A couple of the places best positioned in Dallas are Cityplace/West Village for the urban street grid, the trolley line, the DART adjacency, the already existing density (which is the by-product of everything I’ve said in this article), and Central Expressway. The other, off the top of my head, is DTD. Yes, downtown Dallas. It might be struggling now, but there are few places in the city that have DART, MATA, density (from residential and office, present and future), political desire if not yet will, soon to be parks, and presumably improved pedestrian-friendly streetscapes (someday).


[The requisite economist-y chart to illustrate my point.

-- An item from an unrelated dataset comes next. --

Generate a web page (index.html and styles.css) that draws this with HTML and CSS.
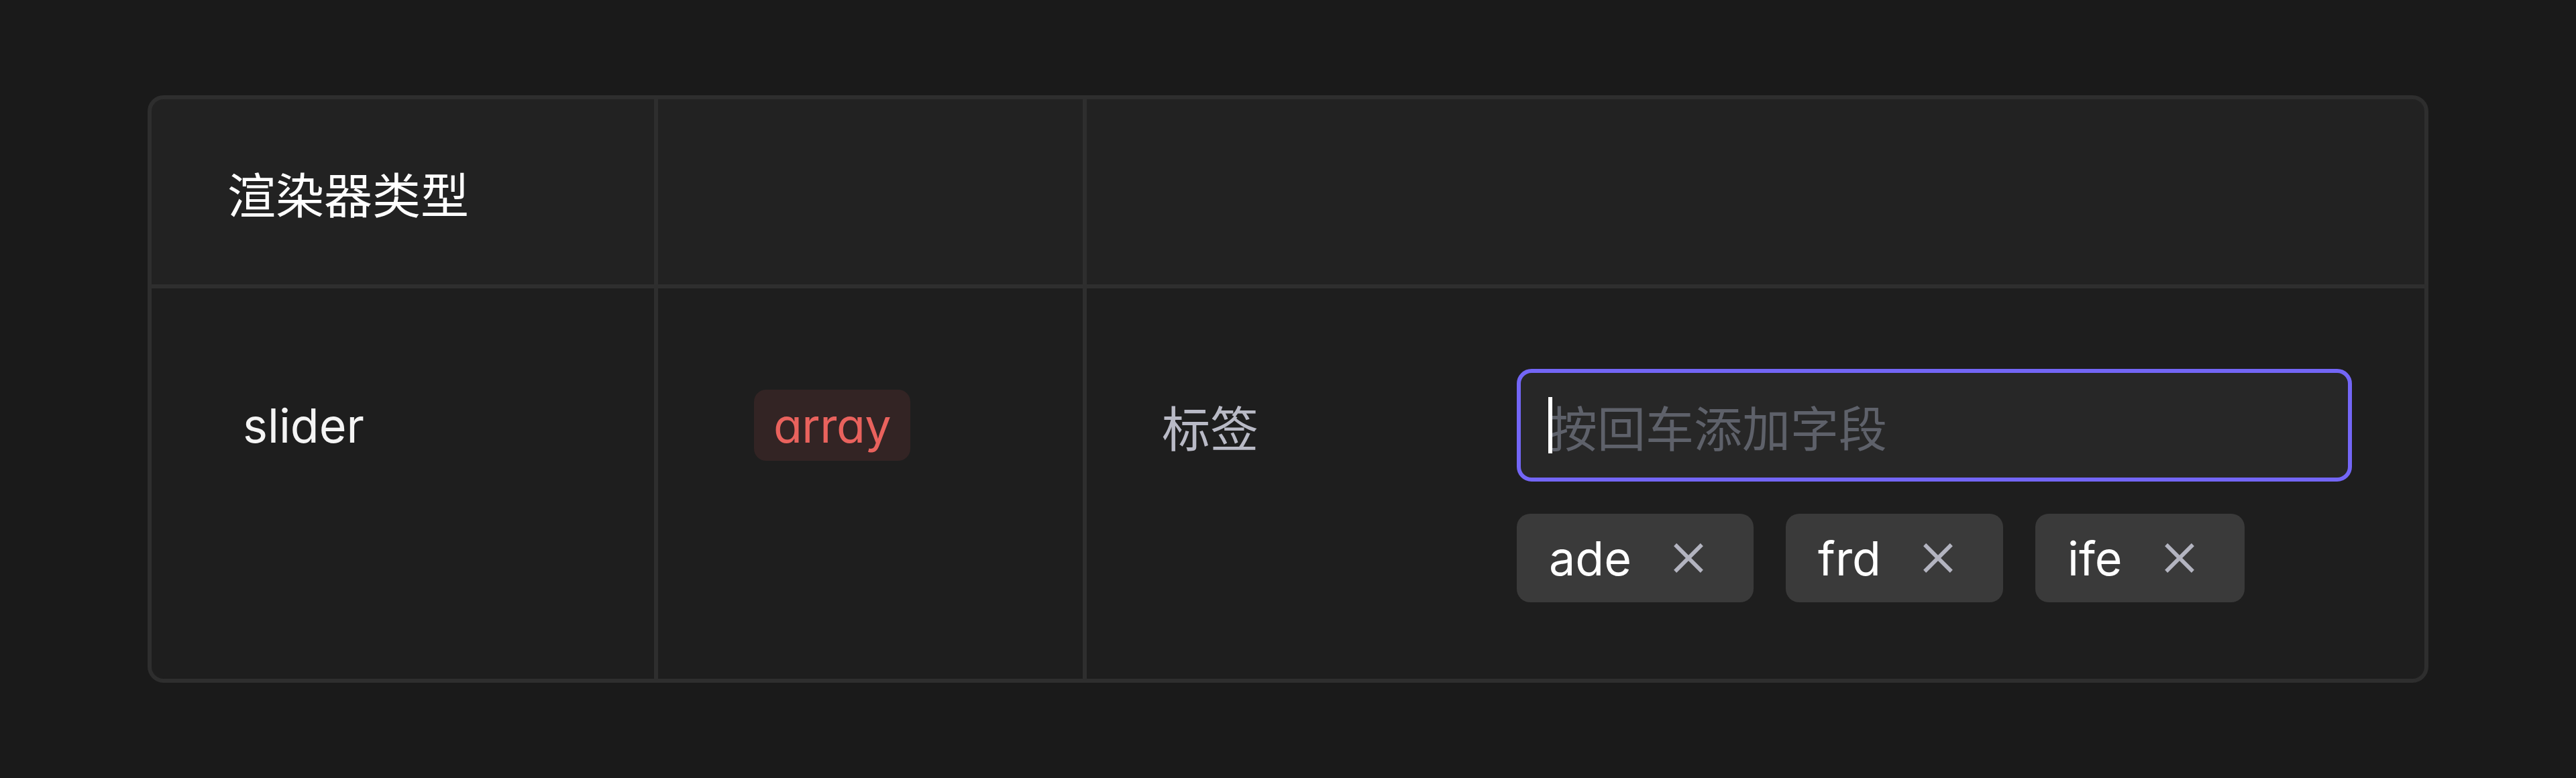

Taken from Gateway Planning Group’s Presentation to TxDOT.]

There are also many others (which must be sized and scaled appropriately and directly proportional to the level of complentarity/mobility establishing a hierarchy of mixed-use nodes or centers), but these are the two that are head and shoulders best prepared for increase density, activity, and (if we’re smart) attention/care/and cultivation.

Retailers and residents will flock to be in or near these places. They are currently some of the highest value places in the city from a people and real estate perspective, but they are still operating well below their potential future ceiling. We just have to make sure the regulatory and political environment are prepared and organized to allow for this city and retail reorganization.

They are currently below the LoMac area which is a joke of tangled spaghetti arterials, deep setbacks, narrow sidewalks despite having nearby freeways and the MATA trolley line. This area is exactly the end result when getting the details right is paid zero attention and the only effort is to cynically deliver “product to the market” not places for people. This means that the value of this place is ultimately limited whereas in CityPlace and Downtown, it is infinite.


[Going from 0 babies to 1 baby is an infinite leap on the livability scale. And, as we all know, those Wharton School MBAs will tell you that infinite growth is possible.]